The federal Department of Transportation funding, which comes from two Rebuilding American Infrastructure with Sustainability and Equity grants, includes the following:

  • Hilo Bayfront Highway and Waiānuenue Avenue Intersection in Hilo – $17.5 million

    The funding will be used to reconstruct roadways adjacent to and at the intersection of Bayfront Highway and Waiānuenue Avenue to allow for a single-lane roundabout, Americans with Disabilities Act-compliant sidewalks and roadway crossings, drainage improvements, reconfiguration of parking and other roadway improvements including new highway lighting, electrical infrastructure relocations, signage, pavement markings, pedestrian signals, raised crosswalks, landscape, traffic management devices and other utility adjustments.

    In the past two years, this intersection saw three collisions and one fatality, in which the police cited lack of bicyclist infrastructure as the reason for the cyclist’s death.
  • Salt Lake Boulevard Complete Streets in Honolulu – $25 million

    The funding will be used to add an additional lane and execute a complete streets redesign of a 1.5-mile segment of Salt Lake Boulevard near the newly opened Hālawa Rail Station.

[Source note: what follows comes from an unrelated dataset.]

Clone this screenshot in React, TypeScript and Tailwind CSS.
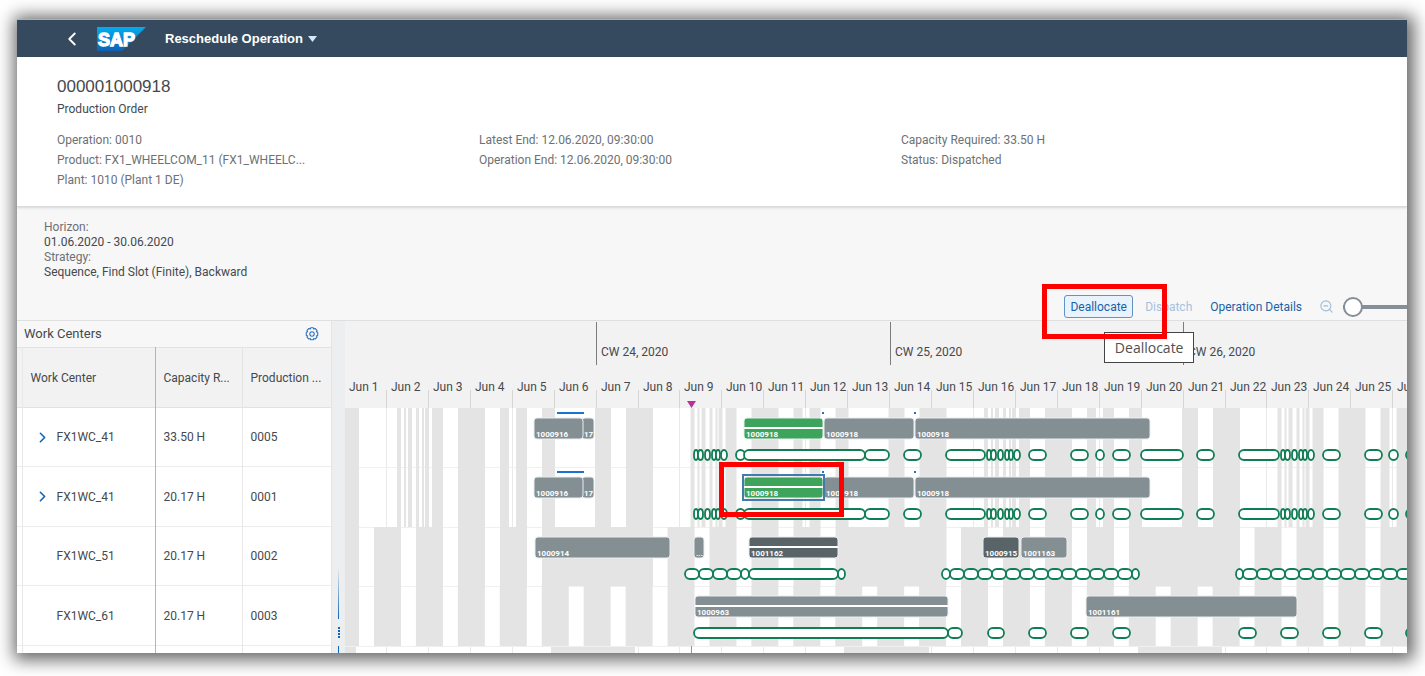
import { ChevronLeft, ChevronRight, ZoomOut } from "lucide-react";

/** Width of one day and of one week on the time axis. */
const DAY = 41.93;
const WEEK = DAY * 7;
const DAYS = Array.from({ length: 26 }, (_, i) => i);

/** Height of the axis above the first row. */
const AXIS = 87;

type Span = [number, number];

interface Bar {
  span: Span;
  label: string;
  tone?: "plain" | "green" | "dark";
  split?: boolean;
}

interface Row {
  center: string;
  capacity: string;
  order: string;
  expandable?: boolean;
  top: number;
  height: number;
  idle: Span[];
  bars: Bar[];
  pills: Span[];
  lines?: Span[];
  selected?: Span;
}

const TONES = { plain: "#848f94", green: "#3fa45b", dark: "#596468" };

const shift = (spans: Span[], by: number): Span[] => spans.map(([a, b]) => [a + by, b + by]);
const weekly = (spans: Span[]): Span[] => [0, 1, 2, 3].flatMap((w) => shift(spans, w * WEEK));

const SHIFT_IDLE: Span[] = [
  [0, 14],
  ...weekly([
    [52, 56], [59, 61], [63, 67], [71, 74], [77, 79], [80, 84], [87, 98],
    [113, 140], [155, 164], [171, 182], [197, 210], [250, 266], [281, 308],
  ]),
];

const WEEKDAY_IDLE: Span[] = [
  [0, 14],
  ...weekly([[29, 56], [71, 98], [113, 140], [155, 182], [197, 308]]),
];

const DAILY_IDLE: Span[] = [[0, 14], ...DAYS.map((d): Span => [29 + d * DAY, 56 + d * DAY])];

const FOOTER_IDLE: Span[] = [[0, 11], [206, 290], [499, 584], [793, 877]];

const MORNING: Span[] = [[642, 646], [646, 651], [653, 658], [660, 664], [664, 668], [669, 675]];

const SHIFT_PILLS: Span[] = [
  ...shift(MORNING, -293),
  [391, 400], [399, 520], [520, 544], [559, 576], [601, 640],
  ...MORNING,
  [684, 701], [726, 743], [751, 759], [768, 785], [796, 838], [852, 869], [894, 934],
  ...shift(MORNING, 294),
  [978, 995], [1020, 1037], [1044, 1053], [1061, 1078],
];

const chain = (from: number, count: number): Span[] =>
  Array.from({ length: count }, (_, i): Span => [from + i * 14, from + (i + 1) * 14]);

const SHIFT_BARS: Bar[] = [
  { span: [237, 249], label: "17" },
  { span: [189, 238], label: "1000916" },
  { span: [399, 478], label: "1000918", tone: "green", split: true },
  { span: [479, 569], label: "1000918" },
  { span: [570, 805], label: "1000918" },
];

const SHIFT_LINES: Span[] = [[212, 239], [477, 479], [569, 571]];

const ROWS: Row[] = [
  {
    center: "FX1WC_41", capacity: "33.50 H", order: "0005", expandable: true,
    top: 0, height: 59, idle: SHIFT_IDLE, bars: SHIFT_BARS, pills: SHIFT_PILLS, lines: SHIFT_LINES,
  },
  {
    center: "FX1WC_41", capacity: "20.17 H", order: "0001", expandable: true,
    top: 59, height: 60, idle: SHIFT_IDLE, bars: SHIFT_BARS, pills: SHIFT_PILLS, lines: SHIFT_LINES,
    selected: [398, 479],
  },
  {
    center: "FX1WC_51", capacity: "20.17 H", order: "0002",
    top: 119, height: 59, idle: WEEKDAY_IDLE,
    bars: [
      { span: [190, 325], label: "1000914" },
      { span: [349, 359], label: "..." },
      { span: [404, 493], label: "1001162", tone: "dark", split: true },
      { span: [638, 674], label: "1000915", tone: "dark" },
      { span: [676, 722], label: "1001163" },
    ],
    pills: [
      ...chain(340, 4), [396, 404], [404, 493], [493, 500],
      [597, 605], ...chain(605, 13), [787, 794],
      [891, 898], ...chain(898, 13),
    ],
  },
  {
    center: "FX1WC_61", capacity: "20.17 H", order: "0003",
    top: 178, height: 60, idle: DAILY_IDLE,
    bars: [
      { span: [350, 603], label: "1000963", split: true },
      { span: [741, 952], label: "1001161" },
    ],
    pills: [
      [349, 603], [603, 617], [643, 659], [684, 701], [726, 743], [768, 785],
      [894, 911], [936, 953], [978, 995], [1020, 1037], [1061, 1078],
    ],
  },
];

function GanttBar({ span: [from, to], label, tone = "plain", split }: Bar) {
  return (
    <g>
      <rect x={from} y={10} width={to - from} height={21} rx={3} fill={TONES[tone]} stroke="#e9edef" />
      {split && <rect x={from} y={19} width={to - from} height={2} fill="#fff" />}
      <text x={from + 2} y={29} fontSize={8} fontWeight={700} fill="#fff">
        {label}
      </text>
    </g>
  );
}

function GanttRow({ row }: { row: Row }) {
  return (
    <g transform={`translate(0 ${AXIS + row.top})`}>
      {row.idle.map(([a, b], i) => (
        <rect key={i} x={a} y={0} width={b - a} height={row.height} fill="#e4e4e4" />
      ))}
      <rect x={0} y={row.height} width="100%" height={1} fill="#f0f0f0" />
      {row.lines?.map(([a, b]) => (
        <rect key={a} x={a} y={4} width={b - a} height={2} fill="#1a73d0" />
      ))}
      {row.bars.map((bar) => (
        <GanttBar key={bar.span[0]} {...bar} />
      ))}
      {row.selected && (
        <rect
          x={row.selected[0]}
          y={8}
          width={row.selected[1] - row.selected[0]}
          height={25}
          fill="none"
          stroke="#427cac"
          strokeWidth={2}
        />
      )}
      {row.pills.map(([a, b], i) => (
        <rect
          key={i}
          x={a}
          y={42}
          width={b - a}
          height={10}
          rx={Math.min(5, (b - a) / 2)}
          ry={5}
          fill="#fff"
          stroke="#107e55"
          strokeWidth={1.8}
        />
      ))}
    </g>
  );
}

function GanttChart() {
  return (
    <svg className="block h-[332px] w-full" role="img" aria-label="Work center schedule">
      <rect width="100%" height="100%" fill="#fff" />
      <rect width="100%" height={AXIS} fill="#f2f2f2" />
      {DAYS.map((d) => (
        <rect key={d} x={Math.round(d * DAY) - 1} y={AXIS} width={1} height={245} fill="#e9e9e9" />
      ))}
      {FOOTER_IDLE.map(([a, b]) => (
        <rect key={a} x={a} y={AXIS + 238} width={b - a} height={20} fill="#e4e4e4" />
      ))}
      {ROWS.map((row) => (
        <GanttRow key={row.order} row={row} />
      ))}
      <g fill="#45494d" fontSize={12}>
        {DAYS.map((d) => (
          <g key={d}>
            {d > 0 && <rect x={Math.round(d * DAY) - 1} y={69} width={1} height={18} fill="#d6d6d6" />}
            <text x={Math.round(d * DAY) + 4} y={70}>
              Jun {d + 1}
            </text>
          </g>
        ))}
        {[24, 25, 26].map((week, i) => (
          <g key={week}>
            <rect x={Math.round(251 + i * WEEK)} y={1} width={1} height={43} fill="#7c7c7c" />
            <text x={Math.round(256 + i * WEEK)} y={35}>
              CW {week}, 2020
            </text>
          </g>
        ))}
      </g>
      <path d="M342 80h9l-4.500 7z" fill="#b9309b" />
      <rect x={346} y={AXIS + 238} width={1} height={10} fill="#c873b4" />
    </svg>
  );
}

function SapLogo() {
  return (
    <svg width="49" height="24" viewBox="0 0 49 24" role="img" aria-label="SAP">
      <defs>
        <linearGradient id="sap" x1="0" y1="0" x2="0" y2="1">
          <stop offset="0" stopColor="#00aeef" />
          <stop offset="1" stopColor="#1160b4" />
        </linearGradient>
      </defs>
      <path d="M0 0h49L25 24H0z" fill="url(#sap)" />
      <text
        x="1"
        y="19"
        fontFamily="Liberation Sans"
        fontSize="18"
        fontWeight="700"
        fill="#fff"
        stroke="#fff"
        strokeWidth="1.3"
      >
        SAP
      </text>
    </svg>
  );
}

function GearIcon() {
  return (
    <svg width="14" height="14" viewBox="0 0 14 14" fill="none" stroke="#2f74bd" strokeWidth="1.1">
      <path d="M5.700 .8h2.600l.5 1.300 1.300-.6 1.900 1.900-.6 1.300 1.300.5v3.200l-1.300.5.6 1.300-1.900 1.900-1.300-.6-.5 1.300H5.700l-.5-1.300-1.300.6L2 10.200l.6-1.300-1.300-.5V5.200l1.300-.5L2 3.400l1.900-1.900 1.300.6z" strokeLinejoin="round" />
      <circle cx="7" cy="7" r="2.200" />
    </svg>
  );
}

function WorkCenterTable() {
  return (
    <section className="w-[315px] shrink-0 border-r border-[#e2e4e6]">
      <div className="flex h-[26px] items-center justify-between pr-3 pl-[7px]">
        <h2 className="text-[13px]">Work Centers</h2>
        <button type="button" aria-label="Settings">
          <GearIcon />
        </button>
      </div>
      <table className="w-full table-fixed border-collapse bg-white text-left text-xs">
        <colgroup>
          <col className="w-[5px]" />
          <col className="w-[133px]" />
          <col className="w-[87px]" />
          <col />
        </colgroup>
        <thead className="bg-[#f2f2f2]">
          <tr className="h-[60px] border-y border-[#e2e2e2]">
            <td className="border-r border-[#e8e8e8]" />
            <th className="border-r border-[#b4b4b4] pl-2 font-normal">Work Center</th>
            <th className="border-r border-[#e4e4e4] pl-2 font-normal">Capacity R...</th>
            <th className="pl-2 font-normal">Production ...</th>
          </tr>
        </thead>
        <tbody>
          {ROWS.map((row) => (
            <tr key={row.order} className="border-b border-[#ececec] odd:h-[59px] even:h-[60px]">
              <td className="border-r border-[#e8e8e8]" />
              <td className="border-r border-[#b4b4b4] pl-[10px]">
                <div className="flex items-center gap-1">
                  <span className="flex w-5 justify-center">
                    {row.expandable && (
                      <button type="button" aria-label="Expand">
                        <ChevronRight size={17} strokeWidth={2.3} color="#1064b4" />
                      </button>
                    )}
                  </span>
                  {row.center}
                </div>
              </td>
              <td className="border-r border-[#e8e8e8] pl-2">{row.capacity}</td>
              <td className="pl-2">{row.order}</td>
            </tr>
          ))}
          <tr className="h-[7px]">
            <td className="border-r border-[#e8e8e8]" />
            <td className="border-r border-[#b4b4b4]" />
            <td className="border-r border-[#e8e8e8]" />
            <td />
          </tr>
        </tbody>
      </table>
    </section>
  );
}

function Splitter() {
  return (
    <div className="flex w-[13px] shrink-0 flex-col items-center justify-end bg-[#eceef0]">
      <div className="h-[52px] w-px bg-linear-to-b from-transparent to-[#1064b4]" />
      <div className="my-2 flex flex-col gap-px">
        {[0, 1, 2, 3].map((dot) => (
          <span key={dot} className="h-[2px] w-[2px] bg-[#1064b4]" />
        ))}
      </div>
      <div className="h-[7px] w-px bg-[#1064b4]" />
    </div>
  );
}

function Toolbar() {
  return (
    <div className="flex items-center text-xs text-[#1b5fa8]">
      <div className="relative">
        <button type="button" className="h-[23px] w-[69px] rounded-[3px] border border-[#5f94c6] bg-[#e8f3fd]">
          Deallocate
        </button>
        <div
          role="tooltip"
          className="absolute top-[37px] left-10 z-10 flex h-[31px] w-[90px] items-center justify-center border border-[#444] bg-white font-['Open_Sans',sans-serif] text-sm text-[#505050]"
        >
          Deallocate
        </div>
        <div className="pointer-events-none absolute -top-[11px] -left-[22px] z-20 h-[55px] w-[125px] border-5 border-[#fe0000]" />
      </div>
      <button type="button" disabled className="ml-3 text-[#a6c2de]">
        Dispatch
      </button>
      <button type="button" className="ml-[18px]">
        Operation Details
      </button>
      <button type="button" disabled aria-label="Zoom out" className="ml-[17px] text-[#9dbddc]">
        <ZoomOut size={15} strokeWidth={1.8} />
      </button>
      <input
        type="range"
        defaultValue={0}
        aria-label="Zoom level"
        className="ml-[9px] h-5 w-16 appearance-none bg-transparent [&::-webkit-slider-runnable-track]:h-1 [&::-webkit-slider-runnable-track]:bg-[#848f99] [&::-webkit-slider-thumb]:-mt-2 [&::-webkit-slider-thumb]:size-5 [&::-webkit-slider-thumb]:appearance-none [&::-webkit-slider-thumb]:rounded-full [&::-webkit-slider-thumb]:border-2 [&::-webkit-slider-thumb]:border-[#848f99] [&::-webkit-slider-thumb]:bg-white"
      />
    </div>
  );
}

export default function App() {
  return (
    <div className="bg-white pt-[19px] pr-[18px] pb-[23px] pl-[17px] font-[Roboto,'Liberation_Sans',sans-serif] text-[#45494d]">
      <main className="overflow-hidden bg-[#f7f7f7] shadow-[2px_2px_16px_5px_rgba(0,0,0,0.6)]">
        <header className="flex h-[38px] items-center border-t border-[#9fb0bf] bg-[#354a5f] pl-11 text-white">
          <button type="button" aria-label="Back">
            <ChevronLeft size={22} strokeWidth={2} />
          </button>
          <a href="#" className="ml-[14px]">
            <SapLogo />
          </a>
          <button
            type="button"
            className="ml-[19px] flex items-center gap-[5px] font-['Liberation_Sans',sans-serif] text-[13px] font-bold"
          >
            Reschedule Operation
            <svg width="9" height="6" viewBox="0 0 9 6" fill="#d1e8ff">
              <path d="M0 0h9L4.500 6z" />
            </svg>
          </button>
        </header>

        <section className="h-[150px] border-b border-[#dcdcdc] bg-white pt-5 pr-[84px] pl-10 text-xs shadow-sm">
          <h1 className="font-['Liberation_Sans',sans-serif] text-[17px] leading-5">000001000918</h1>
          <p className="mt-[2px] leading-5">Production Order</p>
          <div className="mt-[11px] grid grid-cols-3 leading-5 text-[#6d7175]">
            <div>
              <p>Operation: 0010</p>
              <p>Product: FX1_WHEELCOM_11 (FX1_WHEELC...</p>
              <p>Plant: 1010 (Plant 1 DE)</p>
            </div>
            <div>
              <p>Latest End: 12.06.2020, 09:30:00</p>
              <p>Operation End: 12.06.2020, 09:30:00</p>
            </div>
            <div>
              <p>Capacity Required: 33.50 H</p>
              <p>Status: Dispatched</p>
            </div>
          </div>
        </section>

        <section className="pt-[13px]">
          <dl className="pl-[27px] text-xs leading-[15px]">
            <dt className="text-[#6d7175]">Horizon:</dt>
            <dd>01.06.2020 - 30.06.2020</dd>
            <dt className="text-[#6d7175]">Strategy:</dt>
            <dd>Sequence, Find Slot (Finite), Backward</dd>
          </dl>
          <div className="mt-[15px] flex justify-end pb-[2px]">
            <Toolbar />
          </div>
        </section>

        <div className="flex border-t border-[#dfdfdf]">
          <WorkCenterTable />
          <Splitter />
          <div className="relative min-w-0 flex-1">
            <GanttChart />
            <div className="pointer-events-none absolute top-[141px] left-[374px] h-[55px] w-[125px] border-5 border-[#fe0000]" />
          </div>
        </div>
      </main>
    </div>
  );
}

    The project includes expanding the roadway from two lanes to four lanes, turning lanes, dedicated bicycle lanes, widened ADA sidewalks, waterlines, utility relocations, stormwater drainage system, bioswale, lighting and traffic signal upgrades.

    This is the final segment of a project started in the 1970s, and as such acts as a traffic bottleneck for the corridor.